**WRITTEN PROBLEM**
Show all lines holding the string "styles".

● ● ● ● ●

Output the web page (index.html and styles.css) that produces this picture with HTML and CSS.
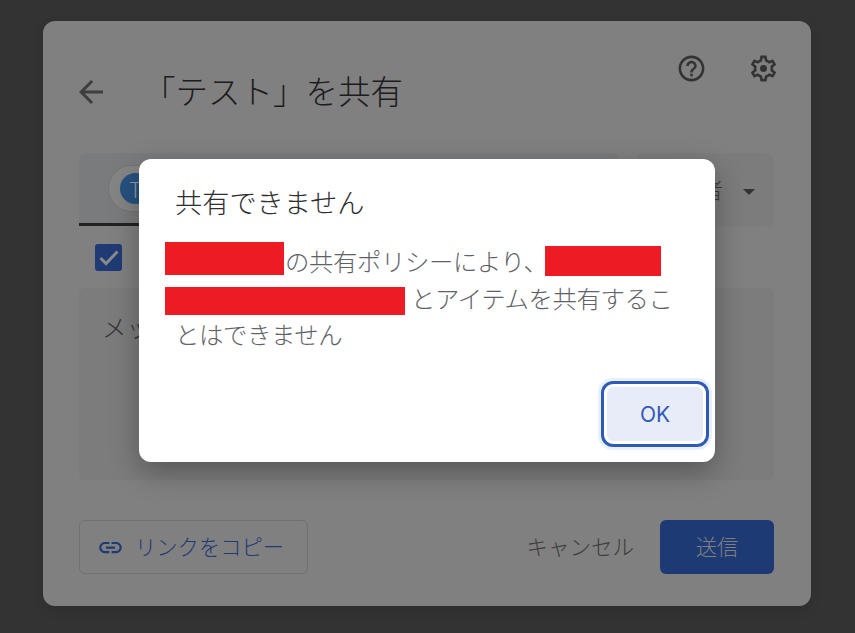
FILE: index.html
```html
<!DOCTYPE html>
<html lang="ja">
<head>
<meta charset="utf-8">
<title>「テスト」を共有</title>
<link rel="stylesheet" href="styles.css">
</head>
<body>
<main class="card">
  <header class="header">
    <div class="heading">
      <svg class="icon-back" viewBox="0 0 24 24"><path d="M20 11H7.830l5.590-5.590L12 4l-8 8 8 8 1.410-1.410L7.830 13H20v-2z"/></svg>
      <h1 class="title">「テスト」を共有</h1>
    </div>
    <div class="actions">
      <svg class="icon-action" viewBox="0 0 24 24"><path d="M11 18h2v-2h-2v2zm1-16C6.480 2 2 6.480 2 12s4.480 10 10 10 10-4.480 10-10S17.520 2 12 2zm0 18c-4.410 0-8-3.590-8-8s3.590-8 8-8 8 3.590 8 8-3.590 8-8 8zm0-14c-2.210 0-4 1.790-4 4h2c0-1.100.9-2 2-2s2 .9 2 2c0 2-3 1.750-3 5h2c0-2.250 3-2.500 3-5 0-2.210-1.790-4-4-4z"/></svg>
      <svg class="icon-action" viewBox="0 0 24 24"><path d="M19.43 12.98c.04-.32.07-.64.07-.98 0-.34-.03-.66-.07-.98l2.11-1.65c.19-.15.24-.42.12-.64l-2-3.46c-.09-.16-.26-.25-.44-.25-.06 0-.12.01-.17.03l-2.49 1c-.52-.4-1.08-.73-1.69-.98l-.38-2.65C14.46 2.18 14.25 2 14 2h-4c-.25 0-.46.18-.49.42l-.38 2.65c-.61.25-1.17.59-1.69.98l-2.49-1c-.06-.02-.12-.03-.18-.03-.17 0-.34.09-.43.25l-2 3.46c-.13.22-.07.49.12.64l2.11 1.65c-.04.32-.07.65-.07.98 0 .33.03.66.07.98l-2.11 1.65c-.19.15-.24.42-.12.64l2 3.46c.09.16.26.25.44.25.06 0 .12-.01.17-.03l2.49-1c.52.4 1.08.73 1.69.98l.38 2.65c.03.24.24.42.49.42h4c.25 0 .46-.18.49-.42l.38-2.65c.61-.25 1.17-.59 1.69-.98l2.49 1c.06.02.12.03.18.03.17 0 .34-.09.43-.25l2-3.46c.12-.22.07-.49-.12-.64l-2.11-1.65zm-1.98-1.71c.04.31.05.52.05.73 0 .21-.02.43-.05.73l-.14 1.13.89.7 1.08.84-.7 1.21-1.27-.51-1.04-.42-.9.68c-.43.32-.84.56-1.25.73l-1.06.43-.16 1.13-.2 1.35h-1.4l-.19-1.35-.16-1.13-1.06-.43c-.43-.18-.83-.41-1.23-.71l-.91-.7-1.06.43-1.27.51-.7-1.21 1.08-.84.89-.7-.14-1.13c-.03-.31-.05-.54-.05-.74s.02-.43.05-.73l.14-1.13-.89-.7-1.08-.84.7-1.21 1.27.51 1.04.42.9-.68c.43-.32.84-.56 1.25-.73l1.06-.43.16-1.13.2-1.35h1.39l.19 1.35.16 1.13 1.06.43c.43.18.83.41 1.23.71l.91.7 1.06-.43 1.27-.51.7 1.21-1.07.85-.89.7.14 1.13z"/><circle cx="12" cy="12" r="2.700"/></svg>
    </div>
  </header>

  <section class="recipients">
    <div class="field">
      <div class="chip"><span class="avatar">T</span></div>
    </div>
    <div class="role">
      <span class="role-text">編集者</span>
      <span class="caret"></span>
    </div>
  </section>

  <div class="notify">
    <span class="checkbox">
      <svg class="check" viewBox="0 0 27 27"><path d="M5.500 14l5.500 5.500L22.500 7.500"/></svg>
    </span>
  </div>

  <div class="message">メッセージ</div>

  <footer class="footer">
    <button class="copy-link">
      <svg class="icon-link" viewBox="0 0 24 24"><path d="M3.900 12c0-1.710 1.390-3.100 3.100-3.100h4V7H7c-2.760 0-5 2.240-5 5s2.240 5 5 5h4v-1.900H7c-1.710 0-3.100-1.390-3.100-3.100zM8 13h8v-2H8v2zm9-6h-4v1.900h4c1.710 0 3.100 1.390 3.100 3.100s-1.390 3.100-3.100 3.100h-4V17h4c2.760 0 5-2.240 5-5s-2.240-5-5-5z"/></svg>
      <span class="label">リンクをコピー</span>
    </button>
    <div class="footer-actions">
      <button class="cancel"><span class="label">キャンセル</span></button>
      <button class="send"><span class="label">送信</span></button>
    </div>
  </footer>

  <div class="modal" role="dialog">
    <h2 class="modal-title">共有できません</h2>
    <p class="modal-body"><span class="redact redact-a"></span>の共有ポリシーにより、<span class="redact redact-b"></span><br><span class="redact redact-c"></span>とアイテムを共有するこ<br>とはできません</p>
    <div class="modal-actions">
      <button class="ok">OK</button>
    </div>
  </div>
</main>
</body>
</html>
```

FILE: styles.css
```css
* {
  box-sizing: border-box;
}

html,
body {
  height: 100%;
}

body {
  margin: 0;
  padding: 21px 44px 27px 43px;
  background: #333;
  overflow: hidden;
  font-family: "Noto Sans CJK JP", "Noto Sans", sans-serif;
  font-weight: 300;
}

button {
  font: inherit;
  border: 0;
  background: none;
  padding: 0;
}

.label {
  display: block;
  margin-top: -4px;
}

.card {
  position: relative;
  width: 768px;
  height: 585px;
  padding: 30px 37px 32px 36px;
  background: #808080;
  border-radius: 12px;
  box-shadow: 0 4px 12px rgba(0, 0, 0, 0.12);
}

.header {
  display: flex;
  justify-content: space-between;
  height: 102px;
}

.heading {
  display: flex;
  align-items: center;
  height: 82px;
}

.icon-back {
  width: 36px;
  height: 36px;
  margin: 0 34px 0 -6px;
  fill: #3e3e3e;
  flex: none;
}

.title {
  margin: -4px 0 0;
  font-size: 32.500px;
  font-weight: 300;
  line-height: 46px;
  color: #1c1c1c;
}

.actions {
  display: flex;
  gap: 41px;
  height: 31px;
  margin: 2px -5px 0 0;
}

.icon-action {
  width: 31px;
  height: 31px;
  fill: #333;
}

.recipients {
  display: flex;
  gap: 16px;
  height: 74px;
}

.field {
  flex: none;
  width: 541px;
  height: 73px;
  padding: 12px 29px;
  background: #797b7d;
  border-bottom: 3px solid #222;
  border-radius: 8px 8px 0 0;
}

.chip {
  display: flex;
  align-items: center;
  width: 220px;
  height: 47px;
  padding-left: 11px;
  background: #858585;
  border: 1px solid #747474;
  border-radius: 24px;
}

.avatar {
  display: flex;
  align-items: center;
  justify-content: center;
  width: 31px;
  height: 31px;
  border-radius: 50%;
  background: #27527f;
  color: #8f9ba6;
  font-size: 21px;
}

.role {
  display: flex;
  align-items: center;
  justify-content: flex-end;
  gap: 20px;
  flex: 1;
  padding-right: 19px;
  background: #7c7c7c;
  border-radius: 8px;
  font-size: 21.500px;
  color: #3a3a3a;
}

.role-text {
  margin-top: -4px;
}

.caret {
  width: 0;
  height: 0;
  margin-top: 3px;
  border-left: 6px solid transparent;
  border-right: 6px solid transparent;
  border-top: 6px solid #333;
}

.notify {
  height: 61px;
  padding: 17px 0 0 16px;
}

.checkbox {
  display: block;
  width: 27px;
  height: 27px;
  background: #1f3a75;
  border-radius: 3px;
}

.check {
  display: block;
  fill: none;
  stroke: #8a8a8a;
  stroke-width: 3;
}

.message {
  height: 192px;
  padding: 21px 23px;
  background: #7c7c7c;
  border-radius: 6px;
  font-size: 24.400px;
  line-height: 36px;
  color: #333;
}

.footer {
  display: flex;
  justify-content: space-between;
  align-items: center;
  height: 54px;
  margin-top: 40px;
}

.copy-link {
  display: flex;
  align-items: center;
  gap: 11px;
  width: 229px;
  height: 54px;
  padding-left: 17px;
  border: 1px solid #717171;
  border-radius: 6px;
  font-size: 21.300px;
  color: #1f3a75;
}

.icon-link {
  width: 27px;
  height: 27px;
  fill: #1f3a75;
  flex: none;
}

.footer-actions {
  display: flex;
  align-items: center;
  gap: 26px;
}

.cancel {
  font-size: 21.500px;
  color: #3c3c3c;
}

.send {
  width: 114px;
  height: 54px;
  border-radius: 6px;
  background: #1e3a74;
  font-size: 21.300px;
  color: #808080;
}

.modal {
  position: absolute;
  left: 96px;
  top: 138px;
  width: 576px;
  height: 303px;
  padding: 0 12px 21px 36px;
  display: flex;
  flex-direction: column;
  background: #fff;
  border-radius: 12px;
  box-shadow: 0 10px 30px rgba(0, 0, 0, 0.3);
}

.modal-title {
  margin: 22px 0 0;
  font-size: 27.200px;
  font-weight: 300;
  line-height: 40px;
  color: #2e2e2e;
}

.modal-body {
  margin: 22px 0 0;
  font-size: 24.400px;
  letter-spacing: -0.4px;
  line-height: 36.500px;
  color: #5f6368;
}

.redact {
  display: inline-block;
  vertical-align: middle;
  background: #ed1c24;
}

.redact-a {
  width: 119px;
  height: 33px;
  margin: -18px 1px -6px -10px;
}

.redact-b {
  width: 116px;
  height: 30px;
  margin: -12px 0 -6px -2px;
}

.redact-c {
  width: 240px;
  height: 28px;
  margin: -6px 6px -6px -10px;
}

.modal-actions {
  display: flex;
  justify-content: flex-end;
  margin-top: auto;
}

.ok {
  width: 96px;
  height: 54px;
  border-radius: 6px;
  background: #e8ecf8;
  color: #3159b8;
  font-family: Inter, "Noto Sans", sans-serif;
  font-size: 21px;
  font-weight: 400;
  box-shadow: 0 0 0 3px #fff, 0 0 0 6px #2f5bb7, 0 0 0 9px #e8f0fe;
}
```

● ● ● ● ●

**TASK ANSWER**
Output the web page (index.html and styles.css) that produces this picture with HTML and CSS.
<link rel="stylesheet" href="styles.css">
FILE: styles.css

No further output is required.